Centro, the region’s public transport co-ordinator which is behind the £4.5m track improvement scheme, consulted with specialist engineering consultants to assess how best to deal with them.
It also sought advice from other light rail systems in the UK and around the world to see if they had ever dealt with a similar problem and to identify the best solution.
Engineers have now devised a solution consisting of a geo-textile membrane and geogrid to stabilise the ground, in between layers of compacted hardcore and capped with a reinforced 5m wide concrete slab running through the 55m length of the workings.
Midland Metro programme director Paul Griffiths said at some point down the years the workings had been filled in with old building rubble then covered over without being marked on any known map or documents.
“The problem was that rubble was not compacted down, it was thrown in loose and covered over, and over time loose rubble shifts and creates voids,” he said.
“Having installed a modern new crossover south of The Royal we came to remove the foundation from the previous crossover and that’s when we found the mine workings.

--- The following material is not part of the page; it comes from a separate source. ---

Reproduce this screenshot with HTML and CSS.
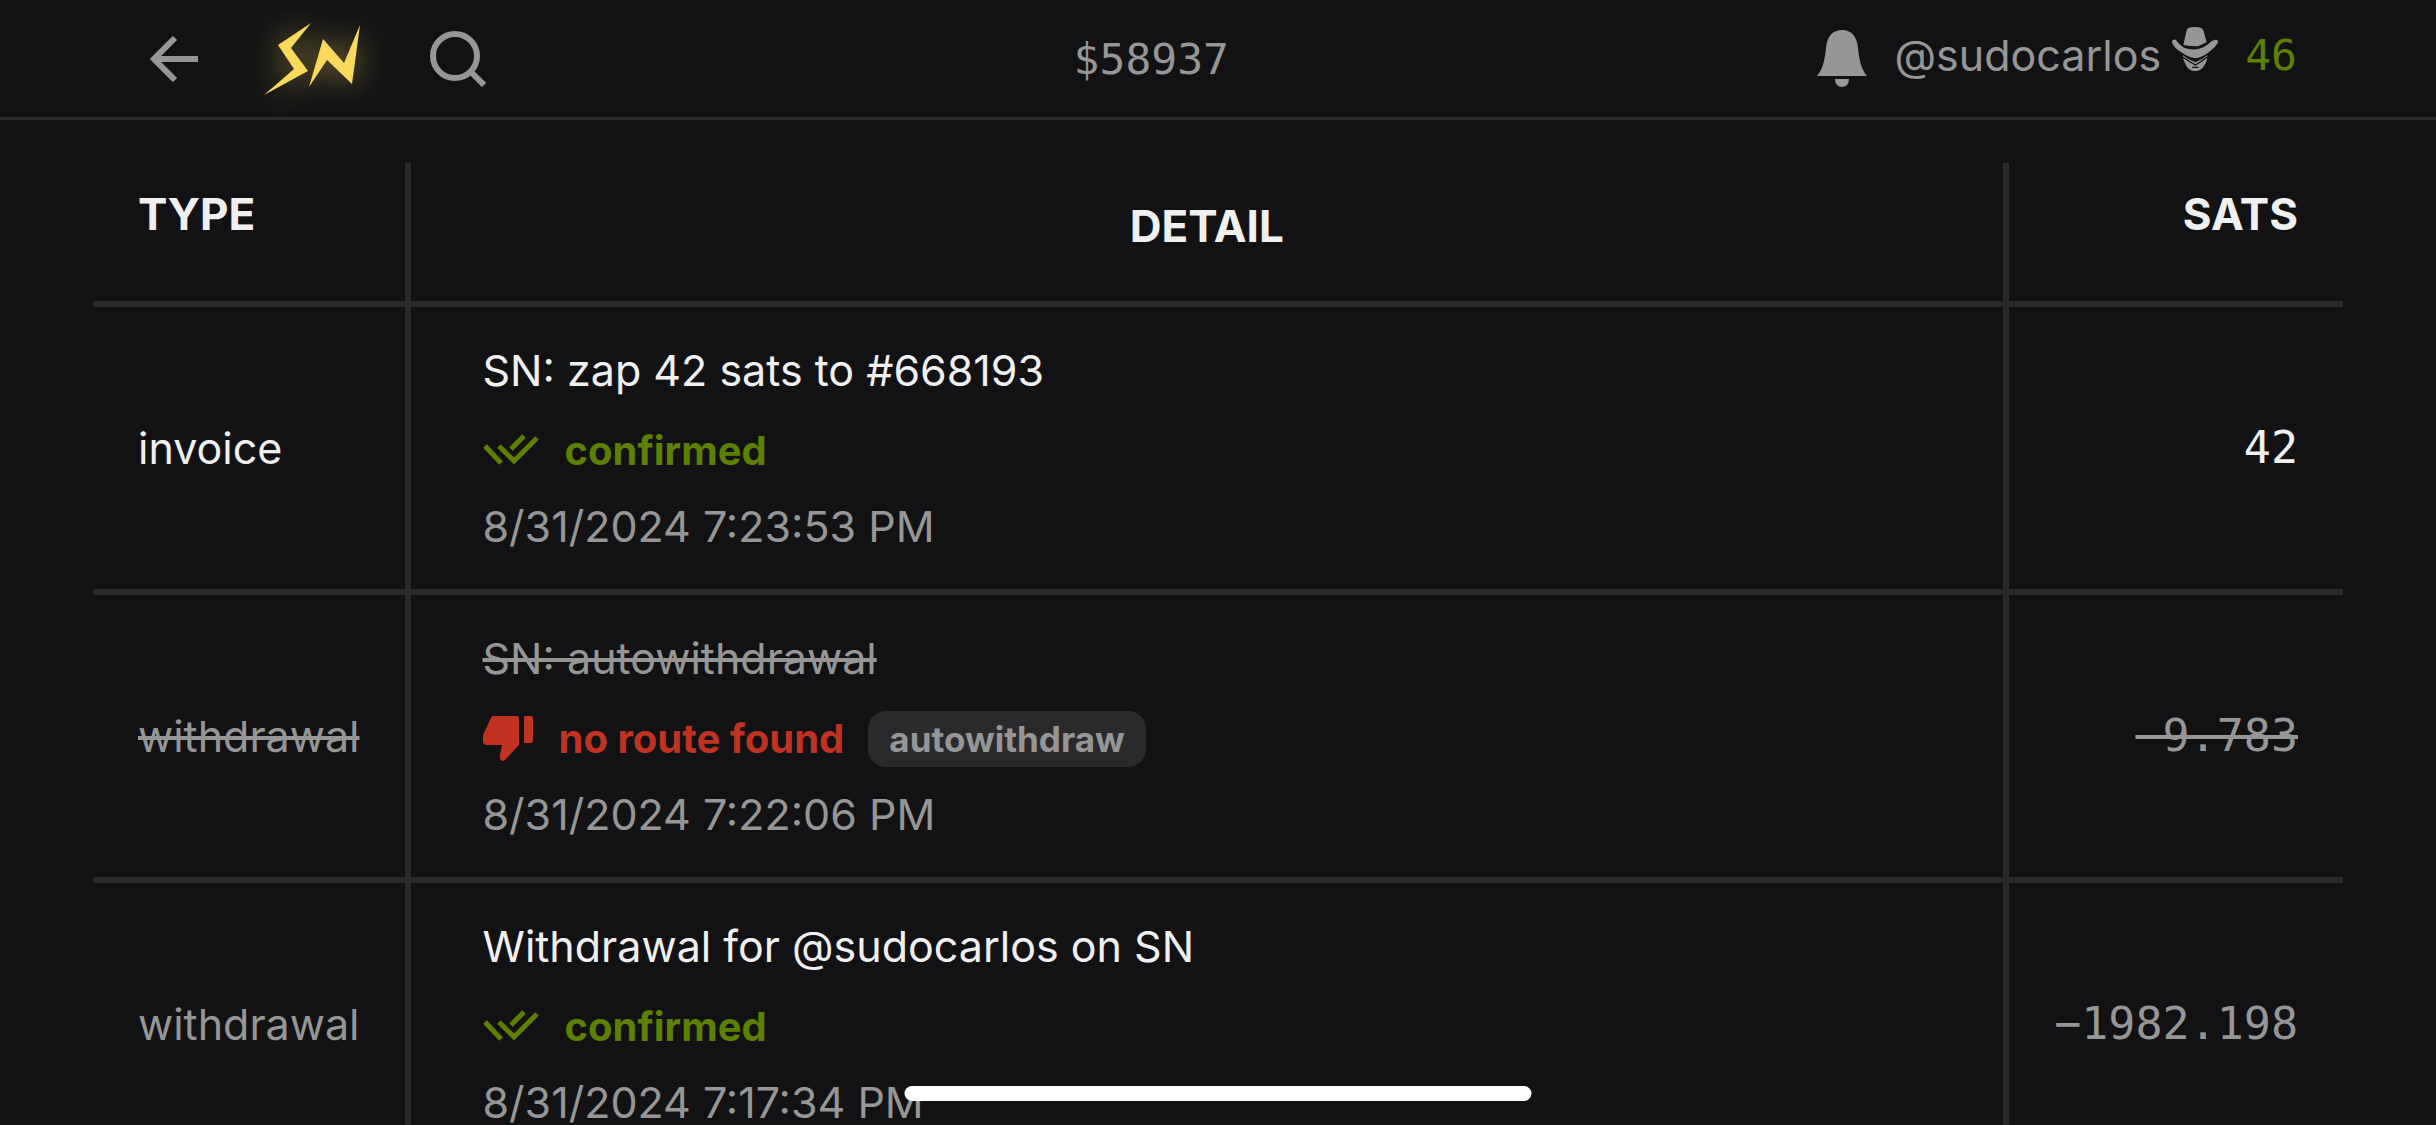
FILE: index.html
```html
<!DOCTYPE html>
<html lang="en">
<head>
	<meta charset="UTF-8">
	<title>satistics</title>
	<link rel="stylesheet" href="styles.css">
</head>
<body>

<header class="navbar">
	<div class="nav-left">
		<button class="icon-btn" type="button" aria-label="back">
			<svg width="48" height="46" viewBox="0 0 48 46"><path d="M4 23H48M25 2L4 23L25 44" fill="none" stroke="#969696" stroke-width="6"/></svg>
		</button>
		<a class="brand" href="#" aria-label="home">
			<svg width="96" height="72" viewBox="0 0 96 72"><path d="M47 0L14 22L30 46L0 72L44 48L27 25ZM59 16L45 64L63 37L88 61L96 2L80 40Z" fill="#fada5e"/></svg>
		</a>
		<button class="icon-btn" type="button" aria-label="search">
			<svg width="56" height="56" viewBox="0 0 56 56"><circle cx="25" cy="25" r="22" fill="none" stroke="#969696" stroke-width="6"/><path d="M40 40L54 54" stroke="#969696" stroke-width="6"/></svg>
		</button>
	</div>
	<span class="price">$58937</span>
	<div class="nav-right">
		<a class="bell" href="#" aria-label="notifications">
			<svg width="50" height="58" viewBox="0 0 50 58"><path d="M0 46C6 39 8 29 9 18C10 6 16 0 25 0S40 6 41 18C42 29 44 39 50 46ZM18 49H32C32 54 29 57 25 57S18 54 18 49Z" fill="#969696"/></svg>
		</a>
		<div class="profile">
			<a class="user" href="#">@sudocarlos</a>
			<svg class="hat" width="46" height="44" viewBox="0 0 138 132">
				<path d="M34 54L44 10Q46 0 68 0T94 10L104 46Q92 52 78 58Q54 58 34 54Z" fill="#969696"/>
				<path d="M0 46Q0 36 11 38Q22 54 36 62Q58 70 78 66Q94 64 108 52Q118 42 126 39Q138 36 138 46Q130 62 112 74Q90 92 70 94Q50 92 28 76Q6 64 0 46Z" fill="#969696"/>
				<path d="M32 84Q50 100 70 106Q92 98 106 84Q107 100 100 110Q90 132 69 132T40 110Q31 98 32 84Z" fill="#969696"/>
				<path d="M32 90Q52 104 70 114Q88 104 106 90M60 121H80" fill="none" stroke="#121214" stroke-width="4"/>
			</svg>
			<a class="sats" href="#">46</a>
		</div>
	</div>
</header>

<main>
	<table class="history">
		<thead>
			<tr>
				<th class="type">TYPE</th>
				<th class="detail">DETAIL</th>
				<th class="amount">SATS</th>
			</tr>
		</thead>
		<tbody>
			<tr>
				<td class="type">invoice</td>
				<td class="detail">
					<div class="lines">
						<div>SN: zap 42 sats to #668193</div>
						<div class="status confirmed">
							<svg width="56" height="40" viewBox="0 0 56 40"><path d="M2 15L18 32M16 15L31 30L54 7M28 18L41 5" fill="none" stroke="#5c8001" stroke-width="5"/></svg>
							<span>confirmed</span>
						</div>
						<time class="muted">8/31/2024 7:23:53 PM</time>
					</div>
				</td>
				<td class="amount">42</td>
			</tr>
			<tr class="failed">
				<td class="type"><s>withdrawal</s></td>
				<td class="detail">
					<div class="lines">
						<div><s>SN: autowithdrawal</s></div>
						<div class="status error">
							<svg width="50" height="46" viewBox="0 0 50 46"><path d="M10 0H34Q36 0 36 2V29L22 44Q20 46 18 44Q16 42 17 39L19 29H4Q0 29 0 25V19L8 2Q9 0 10 0ZM41 0H48Q50 0 50 2V25Q50 27 48 27H41Z" fill="#c03221"/></svg>
							<span>no route found</span>
							<span class="badge">autowithdraw</span>
						</div>
						<time class="muted">8/31/2024 7:22:06 PM</time>
					</div>
				</td>
				<td class="amount"><s>&minus;9.783</s></td>
			</tr>
			<tr>
				<td class="type muted">withdrawal</td>
				<td class="detail">
					<div class="lines">
						<div>Withdrawal for @sudocarlos on SN</div>
						<div class="status confirmed">
							<svg width="56" height="40" viewBox="0 0 56 40"><path d="M2 15L18 32M16 15L31 30L54 7M28 18L41 5" fill="none" stroke="#5c8001" stroke-width="5"/></svg>
							<span>confirmed</span>
						</div>
						<time class="muted">8/31/2024 7:17:34 PM</time>
					</div>
				</td>
				<td class="amount muted">&minus;1982.198</td>
			</tr>
		</tbody>
	</table>
</main>

<div class="home-bar"></div>

</body>
</html>
```

FILE: styles.css
```css
*{
	box-sizing: border-box;
}
body{
	margin: 0;
	height: 100vh;
	overflow: hidden;
	background: #121214;
	color: #f0f0f0;
	font-family: Inter, "Liberation Sans", sans-serif;
	font-size: 43px;
	line-height: 66px;
}
a{
	color: inherit;
	text-decoration: none;
}
svg{
	display: block;
	flex: none;
}

/* top bar */
.navbar{
	display: flex;
	justify-content: space-between;
	align-items: center;
	height: 120px;
	padding: 0 139px 0 150px;
	border-bottom: 3px solid #2a2a2c;
	color: #969696;
}
.nav-left, .nav-right, .profile{
	display: flex;
	align-items: center;
}
.icon-btn{
	padding: 0;
	border: 0;
	background: none;
}
.brand{
	margin: 0 70px 0 66px;
}
.brand svg{
	overflow: visible;
	filter: drop-shadow(0 0 16px rgba(250, 218, 94, 0.6));
}
.price, .sats, .amount{
	font-family: "DejaVu Sans Mono", monospace;
}
.profile{
	margin-left: 28px;
	padding-bottom: 8px;
}
.hat{
	margin: 0 27px 12px 11px;
}
.sats{
	color: #5c8001;
}

/* wallet history */
main{
	padding: 43px 93px 0;
}
.history{
	width: 100%;
	border-spacing: 0;
}
th, td{
	padding: 30px 45px;
	border-bottom: 6px solid #2a2a2c;
	white-space: nowrap;
	text-align: left;
}
th{
	padding: 18px 45px 54px;
	vertical-align: top;
	font-size: 44px;
	font-weight: 700;
}
.detail{
	width: 100%;
	padding-left: 72px;
	border-left: 6px solid #2a2a2c;
	border-right: 6px solid #2a2a2c;
}
th.detail{
	padding: 30px 45px 42px;
	text-align: center;
}
.amount{
	text-align: right;
}
td.amount{
	font-size: 45px;
}
th.amount{
	font-family: inherit;
}
.lines{
	display: flex;
	flex-direction: column;
	gap: 12px;
}
.status{
	display: flex;
	align-items: center;
	padding-top: 6px;
	font-size: 40px;
	line-height: 60px;
	font-weight: 700;
}
.status svg{
	margin-right: 26px;
}
.confirmed{
	color: #5c8001;
}
.error{
	color: #c03221;
}
.badge{
	margin-left: 24px;
	padding: 0 21px;
	border-radius: 18px;
	background: #2a2a2c;
	color: #969696;
	font-size: 35px;
	line-height: 56px;
}
.muted, .failed{
	color: #969696;
}

.home-bar{
	position: fixed;
	left: 50%;
	bottom: 24px;
	width: 627px;
	height: 15px;
	transform: translateX(-50%);
	border-radius: 8px;
	background: #fff;
}
```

“We had undertaken ground investigation in advance of the works including using ground penetrating radar, but this did not identify all the issues.
“It was only when we were able to open up the ground and make a full analysis that the sheer scale of the problem became clear.”
The timetable had already been hit by the discovery of unmarked public utility pipes and the discovery that the original track slab was not as strong as designed and required additional work to ensure it does not deteriorate in the future.
Originally planned to open in November, The Royal opened the following month.
However an announcement on when services would resume to St George’s could not be made until the evaluation of the workings and design of a solution was completed.
That happened this week (January 26-30) following intensive ground investigation and design work over Christmas and New Year.
Mr Griffiths said: “The design of the solution has been complicated by the location between the two carriageways of Bilston Road.
“This has prevented the material from simply being dug out as it could have damaged the integrity of the road.”
While this took place, rebuilding work of the new St George’s terminus was accelerated and new track laid heading out to The Royal.
Cllr Roger Horton, Centro lead member for rail, said: “The delays have been incredibly frustrating and we recognise the impact they have had on users of the Midland Metro for which we apologise.
“However these works have had to be done. An operational tram system has to have secure foundations, and now that this is being done the Midland Metro will provide Wolverhampton with a system it can be proud of for years to come.”
The original contractors pulled the wool over Centro’s eyes, resulting in huge costs for the public purse.